Me neither. Our pigs are in the freezer now. Some day I'll raise fall pigs to take advantage of all the orchard and garden waste that we generate that time of year. As it is our freezers stay equally full year round as we eat pork, chicken, beef and refill the spaces with stale baked goods, apple peelings, and experimental meals gone awry. Over the spring and summer the pigs feast on these goodies cooked to boiling along with any milk that gets stepped in by ornery Molly, the milk cow. My Mom's favorite pig story is from last June when I served my pigs several flats of strawberry tops, a byproduct of jam production, and a batch of cream that refused to turn into butter.

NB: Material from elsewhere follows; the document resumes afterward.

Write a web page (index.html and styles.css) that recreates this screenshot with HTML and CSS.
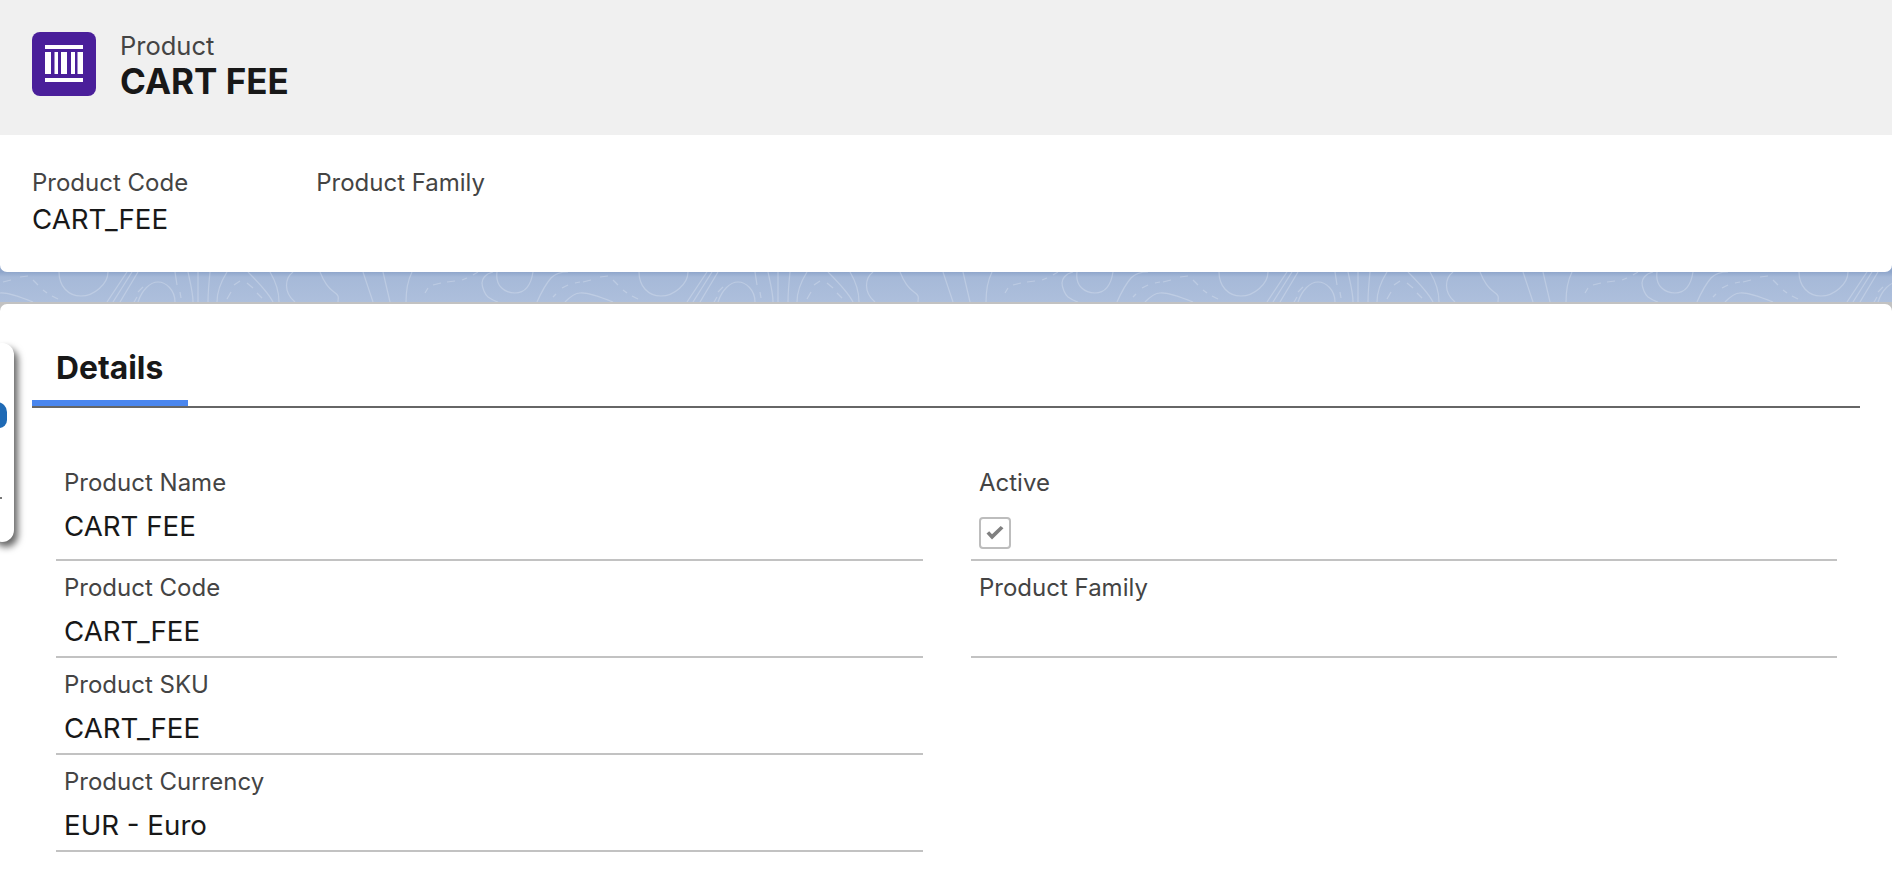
FILE: index.html
```html
<!DOCTYPE html>
<html>
<head>
	<title>CART FEE | Product</title>
	<link rel="stylesheet" href="styles.css">
</head>
<body>

<!-- record header -->
<div class="record-head">
	<div class="page-title">
		<div class="record-icon">
			<svg width="38" height="38" viewBox="0 0 38 38"><path fill="#fff" d="M0 0h38v4H0zM0 33h38v4H0zM0 7h6v22H0zM9.500 7h3.500v22H9.500zM16 7h6v22h-6zM26 7h4v22h-4zM32.500 7H38v22h-5.500z"/></svg>
		</div>
		<div class="title-text">
			<div class="object-name">Product</div>
			<div class="record-name">CART FEE</div>
		</div>
	</div>
	<div class="highlights">
		<div class="highlight">
			<div class="highlight-label">Product Code</div>
			<div class="highlight-value">CART_FEE</div>
		</div>
		<div class="highlight">
			<div class="highlight-label">Product Family</div>
		</div>
	</div>
</div>

<!-- strip of page background between the cards -->
<div class="band">
	<svg class="contours" width="1892" height="30">
		<defs>
			<pattern id="contour" width="580" height="30" patternUnits="userSpaceOnUse">
				<g fill="none" stroke="#fff" stroke-opacity="0.23" stroke-width="1.200">
					<path d="M59 0c0 14 9 24 22 24s27-12 27-24"/>
					<path d="M107 30l20-30M113 30l19-30M120 30l18-30M138 20l5-5M133 32l4-7"/>
					<path d="M138 30c4-12 12-20 20-20s17 8 17 20"/>
					<path d="M175 0l2 13M180 20l1 6"/>
					<path d="M188 0c2 10 5 20 5 30M198 0v30M210 0c-1 10-2 20-2 30"/>
					<path d="M217 30c0-12 5-22 10-30"/>
					<path d="M227 27l4-7M234 13l6-4M247 11l6 5M257 21l5 5"/>
					<path d="M248 0c10 10 20 20 25 30M270 0c6 10 9 20 9 30"/>
					<path d="M293 0c-8 6-10 20 2 30"/>
					<path d="M320 0c4 10 8 16 14 20s4 6 4 10"/>
					<path d="M363 0l10 30M383 0l7 30M412 0c-4 8-6 18-6 30"/>
					<path d="M425 21l3-5M433 13l8-2M447 10l8-1M462 8l5-2M473 3l5-3"/>
					<path d="M493 0c-8 2-11 7-11 11s3 12 6 14 6 4 10 5"/>
					<path d="M497 0c-2 14 8 21 18 21s16-8 18-21"/>
					<path d="M537 30c4-9 8-17 14-24 3-3 9-6 17-6"/>
					<path d="M553 25l3-3M562 16l6-3M575 11l5-1"/>
					<path d="M565 30c5-5 10-9 15-9M0 21c7-1 18 3 33 9"/>
					<path d="M3 10l8-2M20 5l8-1M33 8l5 5M43 18l4 3M52 24l6 3"/>
				</g>
			</pattern>
		</defs>
		<rect width="1892" height="30" fill="url(#contour)"></rect>
	</svg>
</div>

<!-- details card -->
<div class="details-card">
	<div class="side-panel">
		<span class="side-blob"></span>
		<span class="side-dot"></span>
	</div>
	<div class="tabs">
		<div class="tab">Details</div>
	</div>
	<div class="fields">
		<div class="field field-first">
			<div class="field-label">Product Name</div>
			<div class="field-value">CART FEE</div>
		</div>
		<div class="field field-first">
			<div class="field-label">Active</div>
			<div class="checkbox">
				<svg width="18" height="16" viewBox="0 0 18 16"><path fill="#808080" d="M0.500 8.500l2.700-2.300 2.800 3.100 8.700-8.300 2.800 2.300-11.500 11.200z"/></svg>
			</div>
		</div>
		<div class="field">
			<div class="field-label">Product Code</div>
			<div class="field-value">CART_FEE</div>
		</div>
		<div class="field">
			<div class="field-label">Product Family</div>
		</div>
		<div class="field">
			<div class="field-label">Product SKU</div>
			<div class="field-value">CART_FEE</div>
		</div>
		<div class="field-empty"></div>
		<div class="field">
			<div class="field-label">Product Currency</div>
			<div class="field-value">EUR - Euro</div>
		</div>
	</div>
</div>

</body>
</html>
```
FILE: styles.css
```css
html, body {
	height: 100%;
}
body {
	margin: 0;
	overflow: hidden;
	background-color: white;
	font-family: Inter, "Liberation Sans", sans-serif;
	color: #181818;
}

/* record header */
.record-head {
	height: 272px;
	background-color: white;
	border-radius: 0 0 7px 7px;
	overflow: hidden;
	position: relative;
	z-index: 1;
}
.page-title {
	height: 135px;
	box-sizing: border-box;
	padding: 32px 32px 0;
	display: flex;
	gap: 24px;
	background-color: #f0f0f0;
}
.record-icon {
	width: 64px;
	height: 64px;
	border-radius: 8px;
	background-color: #4a1f9a;
	display: flex;
	align-items: center;
	justify-content: center;
}
.title-text {
	margin-top: -1px;
}
.object-name {
	font-size: 25.500px;
	line-height: 30px;
	color: #444;
}
.record-name {
	font-size: 35px;
	font-weight: 700;
	line-height: 38px;
	margin-top: 1px;
	color: #181818;
}
.highlights {
	display: flex;
	gap: 128px;
	padding: 33px 32px 0;
}
.highlight-label {
	font-size: 24px;
	line-height: 30px;
	color: #444;
}
.highlight-value {
	font-size: 27.700px;
	line-height: 36px;
	margin-top: 3px;
}

/* band, runs under the round corners of both cards */
.band {
	height: 48px;
	box-sizing: border-box;
	margin: -8px 0;
	padding-top: 8px;
	overflow: hidden;
	background: linear-gradient(#8fa6cb 8px, #a6b9d8 13px, #adbfdc 38px, #c2c2c2 38px);
}
.contours {
	display: block;
}

/* details card */
.details-card {
	position: relative;
	z-index: 1;
	height: 588px;
	box-sizing: border-box;
	padding: 41px 32px 0;
	background-color: white;
	border-radius: 7px 7px 0 0;
}
.side-panel {
	position: absolute;
	left: -10px;
	top: 39px;
	width: 24px;
	height: 199px;
	background-color: white;
	border-radius: 12px;
	box-shadow: 4px 5px 7px rgba(0, 0, 0, 0.6);
}
.side-blob {
	position: absolute;
	left: 4px;
	top: 59px;
	width: 13px;
	height: 26px;
	border-radius: 0 10px 8px 0;
	background-color: #1f6ab5;
}
.side-dot {
	position: absolute;
	left: 10px;
	top: 154px;
	width: 2px;
	height: 2px;
	background-color: #777;
}
.tabs {
	border-bottom: 2px solid #666;
	height: 61px;
}
.tab {
	width: 156px;
	height: 61px;
	box-sizing: border-box;
	padding: 4px 0 0 24px;
	border-bottom: 6px solid #4a86ee;
	font-size: 31.800px;
	font-weight: 700;
	line-height: 38px;
}
.fields {
	display: grid;
	grid-template-columns: 867px 866px;
	column-gap: 48px;
	margin: 0 24px;
	padding-top: 47px;
}
.field {
	height: 97px;
	box-sizing: border-box;
	padding: 12px 8px 0;
	border-bottom: 2px solid #c2c2c2;
}
.field-first {
	height: 106px;
	padding-top: 13px;
}
.field-label {
	font-size: 24px;
	line-height: 30px;
	color: #444;
}
.field-value {
	font-size: 27.700px;
	line-height: 36px;
	margin-top: 10px;
	color: #181818;
}
.checkbox {
	width: 32px;
	height: 32px;
	box-sizing: border-box;
	margin-top: 19px;
	border: 2px solid #bdbdbd;
	border-radius: 4px;
	display: flex;
	align-items: center;
	justify-content: center;
}
```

Three Hamp shoats at Bluestem Farm
I buy feeder pigs as close to home as I can, but in the Spring the competition can be fierce with all the 4-Hers planning to enter the hog shows in August. I'm happy to take pigs without show-quality markings as long as they are vigorous. Usually I take several gilts (young girl pigs) because they are less favored for 4-H and tend to yield leaner meat. The barrows (young ex-boy pigs) that are left to buy tend to be runty, but they are plenty big for most of our customers. I'm not a fan of the ear notching, but I haven't yet found a farrower (sow/pig farmer) that doesn't do it.
Karen and three excavators
Vegetation doesn't stand a chance with these guys. We doubled the size of their pen from what you see here, but they tilled it under in less than a week. Most people keep pigs on concrete for this reason, or at least put rings in their noses to keep them from rooting. I prefer to let them do their pig thing. They tackle the job with such gusto, it would be a shame to take it away from them. My hope is to find a useful application for all this free tillage, such as preparing ground for grain crops, but that will take more infrastructure than I had last year.